Time has passed Iowa’s tax credit system by, and the time has come for a change.
Over the course of decades, a succession of governors and legislatures have built a giant structure of special tax credits, abatements and other forms of targeted tax breaks that turn a system intended to raise revenue to fund public services into a mechanism for distributing corporate welfare across the state.
The total tax credit price tag has gotten to the point where the amount of money in play is simply staggering. From 2000 to 2019, Iowa taxpayers spent over $3.8 billion in subsidies for private corporations. The Research Activities tax credit is projected to cost taxpayers $70.9 million in FY2021. The projected cost of all tax credits in Iowa for FY 2021 is $431.6 million.
To put that amount of money in context, that’s more money than the state government spends on a whole host of agencies, programs and services that millions of Iowans depend on. For instance, that tax credit bill would be enough to fund the combined General Fund appropriations this year for the Department of Agriculture, Department of Natural Resources and Department of Public Health; Iowa Economic Development Authority; Iowa Workforce Development and Iowa Vocational Rehabilitation Services. In addition, it could also cover the General Fund appropriations for the Child Development, College Student Aid Commission, Community College State General Aid and Secondary Career & Technical Education programs within the Department of Education.
So, if that’s the cost, what are the benefits Iowans receive in return? It turns out that while it’s bad enough that Iowa’s tax credit system is massively expensive, what’s even worse is that it’s useless at best and harmful at worst at creating jobs and growing the economy.
While policymakers may have launched these programs with the best of intentions, we now know from both research studies and real-world evidence that tax breaks do very little to change companies’ decisions about where to locate their operations or how many people they are going to hire. (For the best possible evidence of this, see how Amazon passed up more than $5 billion in subsidies on offer in southern Maryland to locate its “HQ2” facility a mere 10 miles away in northern Virginia.
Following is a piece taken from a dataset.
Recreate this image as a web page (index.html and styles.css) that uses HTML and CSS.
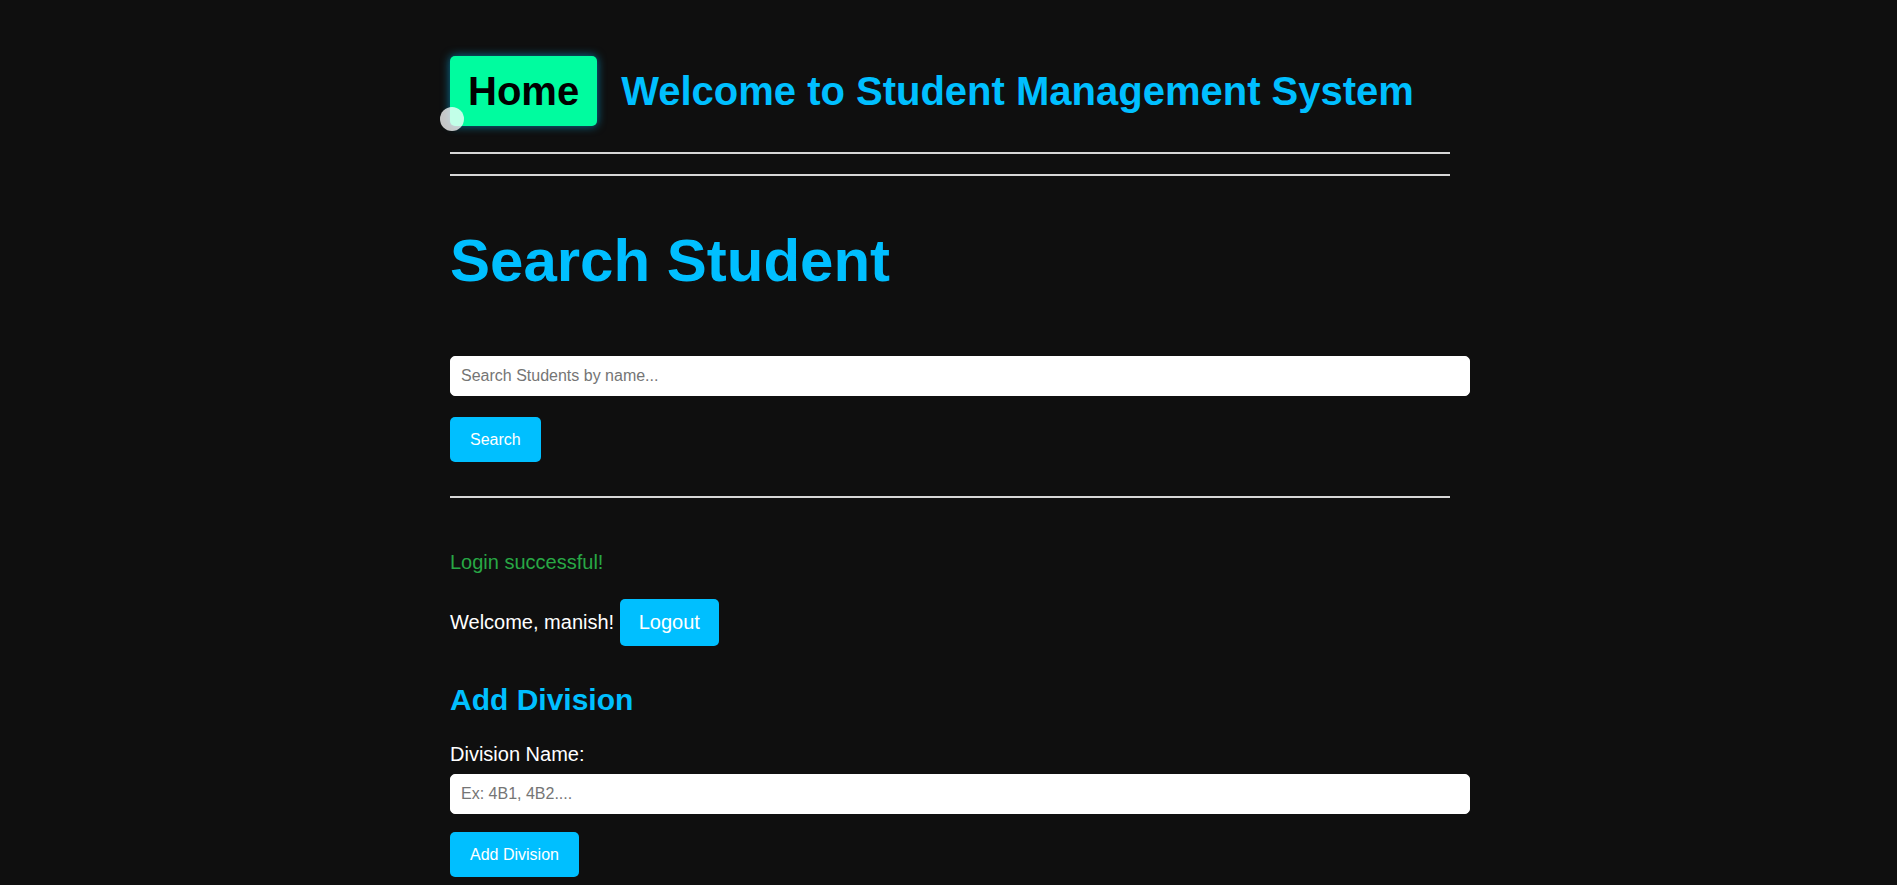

If $5 billion couldn’t convince Amazon to move 10 miles, how much could any Iowa tax break change a major employer’s mind on where to locate?)
But while tax credit benefits have turned out to be illusions, the costs remain very real. Advances in government accounting transparency over the past half-decade have given us the hard evidence. States and cities do not create prosperity by targeting tax credits at individual businesses or industries. Rather, economic opportunity thrives when taxes are low and fair for everyone, when regulations are simple and limited to what’s necessary to ensure public health and safety, when property rights are protected and when effective public services support a good quality of life in a community.
We also know from research and real-world experience what happens in situations like Iowa’s where tax credit programs and other forms of corporate welfare mechanisms start to dominate a state’s economy. Small businesses struggle at a disadvantage to big businesses, companies start relying on lobbyists and political donations instead of innovation and competition, public services are cut, entrepreneurs are discouraged, corruption thrives, and inequality grows.
Iowans shouldn’t have to settle for this situation, and they don’t have to. Increasingly, forward-looking leaders in states and cities across the country are looking at the evidence, assessing the realities on the ground in their communities and deciding it’s time for a change. In Michigan and in Texas, state legislatures recently declined to renew major tax credit programs that had handed out hundreds of millions or even billions of dollars in tax credits for economic development purposes. In Chicago and in St. Louis, new mayors made rollbacks of local tax credits early priorities of their administrations.
Iowa must follow suit by closing its massively expensive and massively ineffective collection of special tax breaks. It’s time to return Iowa’s tax system to a more flat, fair, and equitable model that encourages entrepreneurship, hard work and innovation rather than lobbying and backroom political deals.